____ Given information

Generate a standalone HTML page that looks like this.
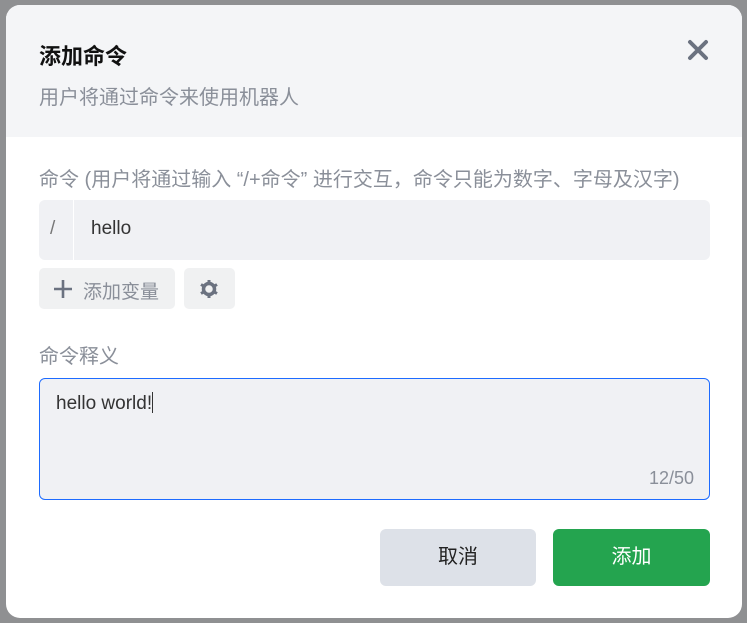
<!DOCTYPE html>
<html><head><meta charset="utf-8"><style>
*{box-sizing:border-box;margin:0;padding:0}
body{width:747px;height:623px;background:#8f9092;font-family:"Liberation Sans","Noto Sans CJK SC",sans-serif;position:relative;overflow:hidden}
.m{position:absolute;left:6px;top:5px;width:736px;height:613px;background:#fff;border-radius:14px;overflow:hidden}
.hd{position:absolute;left:0;top:0;width:100%;height:132px;background:#f4f5f7}
.a{position:absolute;white-space:nowrap}
</style></head><body>
<div class="m">
<div class="hd"></div>
<div class="a" style="left:33px;top:34px;font-size:22px;font-weight:bold;color:#111">添加命令</div>
<div class="a" style="left:33px;top:76px;font-size:20px;color:#8a8f99">用户将通过命令来使用机器人</div>
<svg class="a" style="left:680px;top:33px" width="24" height="24" viewBox="0 0 24 24"><path d="M4 4L20 20M20 4L4 20" stroke="#6b7280" stroke-width="4" stroke-linecap="round"/></svg>
<div class="a" style="left:33px;top:158px;font-size:20px;color:#8a8f99">命令 (用户将通过输入 “/+命令” 进行交互，命令只能为数字、字母及汉字)</div>
<div class="a" style="left:33px;top:195px;width:671px;height:60px;background:#f0f1f4;border-radius:6px"></div>
<div class="a" style="left:67px;top:195px;width:1px;height:60px;background:#fff"></div>
<div class="a" style="left:44px;top:213px;font-size:19px;color:#777">/</div>
<div class="a" style="left:85px;top:213px;font-size:19px;color:#333">hello</div>
<div class="a" style="left:33px;top:263px;width:136px;height:41px;background:#f0f1f2;border-radius:5px"></div>
<svg class="a" style="left:47px;top:274px" width="20" height="20"><path d="M10 1V19M1 10H19" stroke="#6b7280" stroke-width="2.6"/></svg>
<div class="a" style="left:77px;top:272px;font-size:19px;color:#8a8f99">添加变量</div>
<div class="a" style="left:178px;top:263px;width:51px;height:41px;background:#f0f1f2;border-radius:5px"></div>
<svg class="a" style="left:193px;top:274px" width="20" height="20" viewBox="0 0 20 20"><circle cx="10" cy="10" r="5.5" fill="none" stroke="#6b7280" stroke-width="3.5"/><path d="M10 1V4M10 16V19M2 5.5L4.6 7M15.4 13L18 14.5M2 14.5L4.6 13M15.4 7L18 5.5" stroke="#6b7280" stroke-width="3"/></svg>
<div class="a" style="left:33px;top:335px;font-size:20px;color:#8a8f99">命令释义</div>
<div class="a" style="left:33px;top:373px;width:671px;height:122px;background:#f0f1f4;border:1px solid #1d6bff;border-radius:6px"></div>
<div class="a" style="left:50px;top:387px;font-size:19px;color:#333">hello world!<span style="display:inline-block;width:1px;height:21px;background:#333;vertical-align:-4px"></span></div>
<div class="a" style="left:643px;top:463px;font-size:18px;color:#8a8f99">12/50</div>
<div class="a" style="left:374px;top:524px;width:156px;height:57px;background:#dde1e8;border-radius:6px;font-size:20px;color:#222;text-align:center;line-height:57px">取消</div>
<div class="a" style="left:547px;top:524px;width:157px;height:57px;background:#24a44f;border-radius:6px;font-size:20px;color:#fff;text-align:center;line-height:57px">添加</div>
</div>
</body></html>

________

Aim of the exercise
Copy out the data above exactly, except the pictures.

Correct output
Generate a standalone HTML page that looks like this.
<!DOCTYPE html>
<html><head><meta charset="utf-8"><style>
*{box-sizing:border-box;margin:0;padding:0}
body{width:747px;height:623px;background:#8f9092;font-family:"Liberation Sans","Noto Sans CJK SC",sans-serif;position:relative;overflow:hidden}
.m{position:absolute;left:6px;top:5px;width:736px;height:613px;background:#fff;border-radius:14px;overflow:hidden}
.hd{position:absolute;left:0;top:0;width:100%;height:132px;background:#f4f5f7}
.a{position:absolute;white-space:nowrap}
</style></head><body>
<div class="m">
<div class="hd"></div>
<div class="a" style="left:33px;top:34px;font-size:22px;font-weight:bold;color:#111">添加命令</div>
<div class="a" style="left:33px;top:76px;font-size:20px;color:#8a8f99">用户将通过命令来使用机器人</div>
<svg class="a" style="left:680px;top:33px" width="24" height="24" viewBox="0 0 24 24"><path d="M4 4L20 20M20 4L4 20" stroke="#6b7280" stroke-width="4" stroke-linecap="round"/></svg>
<div class="a" style="left:33px;top:158px;font-size:20px;color:#8a8f99">命令 (用户将通过输入 “/+命令” 进行交互，命令只能为数字、字母及汉字)</div>
<div class="a" style="left:33px;top:195px;width:671px;height:60px;background:#f0f1f4;border-radius:6px"></div>
<div class="a" style="left:67px;top:195px;width:1px;height:60px;background:#fff"></div>
<div class="a" style="left:44px;top:213px;font-size:19px;color:#777">/</div>
<div class="a" style="left:85px;top:213px;font-size:19px;color:#333">hello</div>
<div class="a" style="left:33px;top:263px;width:136px;height:41px;background:#f0f1f2;border-radius:5px"></div>
<svg class="a" style="left:47px;top:274px" width="20" height="20"><path d="M10 1V19M1 10H19" stroke="#6b7280" stroke-width="2.6"/></svg>
<div class="a" style="left:77px;top:272px;font-size:19px;color:#8a8f99">添加变量</div>
<div class="a" style="left:178px;top:263px;width:51px;height:41px;background:#f0f1f2;border-radius:5px"></div>
<svg class="a" style="left:193px;top:274px" width="20" height="20" viewBox="0 0 20 20"><circle cx="10" cy="10" r="5.5" fill="none" stroke="#6b7280" stroke-width="3.5"/><path d="M10 1V4M10 16V19M2 5.5L4.6 7M15.4 13L18 14.5M2 14.5L4.6 13M15.4 7L18 5.5" stroke="#6b7280" stroke-width="3"/></svg>
<div class="a" style="left:33px;top:335px;font-size:20px;color:#8a8f99">命令释义</div>
<div class="a" style="left:33px;top:373px;width:671px;height:122px;background:#f0f1f4;border:1px solid #1d6bff;border-radius:6px"></div>
<div class="a" style="left:50px;top:387px;font-size:19px;color:#333">hello world!<span style="display:inline-block;width:1px;height:21px;background:#333;vertical-align:-4px"></span></div>
<div class="a" style="left:643px;top:463px;font-size:18px;color:#8a8f99">12/50</div>
<div class="a" style="left:374px;top:524px;width:156px;height:57px;background:#dde1e8;border-radius:6px;font-size:20px;color:#222;text-align:center;line-height:57px">取消</div>
<div class="a" style="left:547px;top:524px;width:157px;height:57px;background:#24a44f;border-radius:6px;font-size:20px;color:#fff;text-align:center;line-height:57px">添加</div>
</div>
</body></html>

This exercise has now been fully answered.